Exercise directions: Check each line below for the word "styles", and copy those that have it.

(Extracted records)

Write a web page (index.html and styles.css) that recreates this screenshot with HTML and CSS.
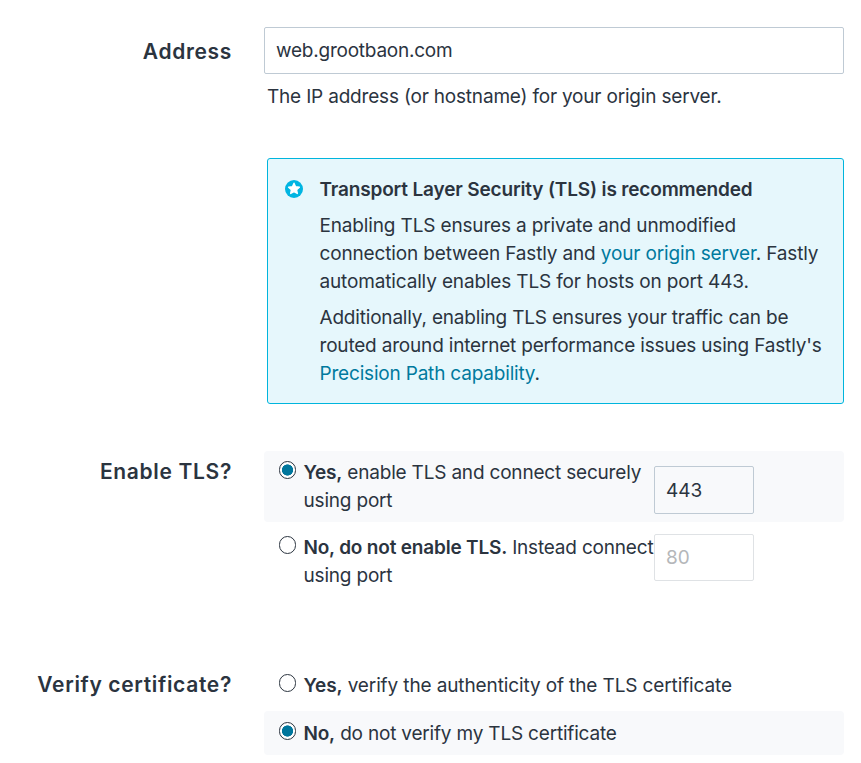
FILE: index.html
```html
<!DOCTYPE html>
<html lang="en">
<head>
<meta charset="utf-8">
<title>Host settings</title>
<link rel="stylesheet" href="styles.css">
</head>
<body>
<form class="form">
  <div class="row address">
    <div class="label">Address</div>
    <div class="field">
      <div class="input wide">web.grootbaon.com</div>
      <p class="help">The IP address (or hostname) for your origin server.</p>
      <section class="notice">
        <svg class="star" viewBox="0 0 18 18"><circle cx="9" cy="9" r="9" fill="#00b5e2"/><path d="M9 3.2l1.6 3.5 3.8.45-2.8 2.6.75 3.75L9 11.6l-3.35 1.9.75-3.75-2.8-2.6 3.8-.45z" fill="#fff" stroke="#fff" stroke-width="1.3" stroke-linejoin="round"/></svg>
        <div class="copy">
          <h2>Transport Layer Security (TLS) is recommended</h2>
          <p class="intro">Enabling TLS ensures a private and unmodified<br>connection between Fastly and <a>your origin server</a>. Fastly<br>automatically enables TLS for hosts on port 443.</p>
          <p>Additionally, enabling TLS ensures your traffic can be<br>routed around internet performance issues using Fastly's<br><a>Precision Path capability</a>.</p>
        </div>
      </section>
    </div>
  </div>
  <div class="row tls">
    <div class="label">Enable TLS?</div>
    <div class="field">
      <div class="option selected port-on">
        <span class="radio on"></span>
        <div class="text"><b>Yes,</b> enable TLS and connect securely<br>using port</div>
        <div class="input port">443</div>
      </div>
      <div class="option port-off">
        <span class="radio"></span>
        <div class="text"><b>No, do not enable TLS.</b> Instead connect<br>using port</div>
        <div class="input port muted">80</div>
      </div>
    </div>
  </div>
  <div class="row verify">
    <div class="label">Verify certificate?</div>
    <div class="field">
      <div class="option single">
        <span class="radio"></span>
        <div class="text loose"><b>Yes,</b> verify the authenticity of the TLS certificate</div>
      </div>
      <div class="option single selected">
        <span class="radio on"></span>
        <div class="text"><b>No,</b> do not verify my TLS certificate</div>
      </div>
    </div>
  </div>
</form>
</body>
</html>
```
FILE: styles.css
```css
* { box-sizing: border-box; }
body { margin: 0; background: #fff; color: #2b343f; font: 19px/28px Inter, "Liberation Sans", sans-serif; letter-spacing: -.19px; }
p, h2 { margin: 0; }
b, h2 { font-weight: 600; }
.form { padding-top: 27px; }
.row { display: grid; grid-template-columns: 232px 580px; column-gap: 32px; }
.label { font-size: 21px; font-weight: 600; letter-spacing: .67px; text-align: right; white-space: nowrap; }
.address { height: 424px; }
.address .label { padding-top: 11px; }
.input { border: 1px solid #bfcad4; border-radius: 2px; padding: 0 11px; background: #fff; }
.wide { height: 47px; line-height: 45px; letter-spacing: -.23px; }
.help { margin: 9px 0 0 3px; }
.notice { display: flex; margin: 47px 0 0 3px; height: 246px; padding: 17px 0 0 17px; border: 1px solid #00b5dd; border-radius: 3px; background: #e6f7fc; }
.star { width: 18px; height: 18px; margin: 4px 16.5px 0 0; flex: none; }
.copy { white-space: nowrap; }
.copy p { margin-top: 8px; }
.copy h2 { font-size: 19px; line-height: 28px; letter-spacing: -.16px; }
.intro { letter-spacing: -.15px; }
a { color: #007a9e; }
.tls { height: 212px; }
.tls .label { padding-top: 7px; }
.option { display: flex; padding-left: 14.5px; border-radius: 4px; }
.selected { background: #f8f9fb; }
.radio { flex: none; width: 17.5px; height: 17.5px; margin-right: 7.5px; border: 1px solid #2b343f; border-radius: 50%; background: #fff; }
.on { background: radial-gradient(circle, #00769c 0 5.3px, #fff 5.9px); }
.text { white-space: nowrap; width: 350.5px; letter-spacing: -.19px; }
.loose { letter-spacing: -.12px; }
.port-on { height: 71px; padding-top: 8px; }
.port-off { height: 71px; padding-top: 12px; }
.port-on .radio, .port-off .radio { margin-top: 2px; }
.port { width: 100px; height: 48px; line-height: 47px; margin-top: 7px; letter-spacing: 0; }
.port-on .port { background: #f8f9fb; }
.port-off .port { margin-top: 0; height: 47px; line-height: 46px; }
.input.muted { color: #b5b7ba; border-color: #dfe2e5; }
.verify .label { padding-top: 8px; }
.single { height: 44px; padding-top: 9px; }
.single + .single { margin-top: 4px; }
.single .radio { margin-top: 2px; }
```
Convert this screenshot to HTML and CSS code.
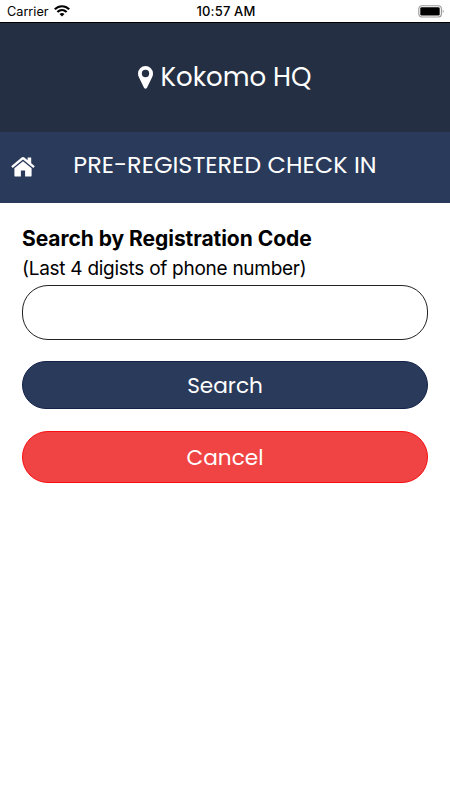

Final result:
Write a web page (index.html and styles.css) that recreates this screenshot with HTML and CSS.
<link rel="stylesheet" href="styles.css">
FILE: styles.css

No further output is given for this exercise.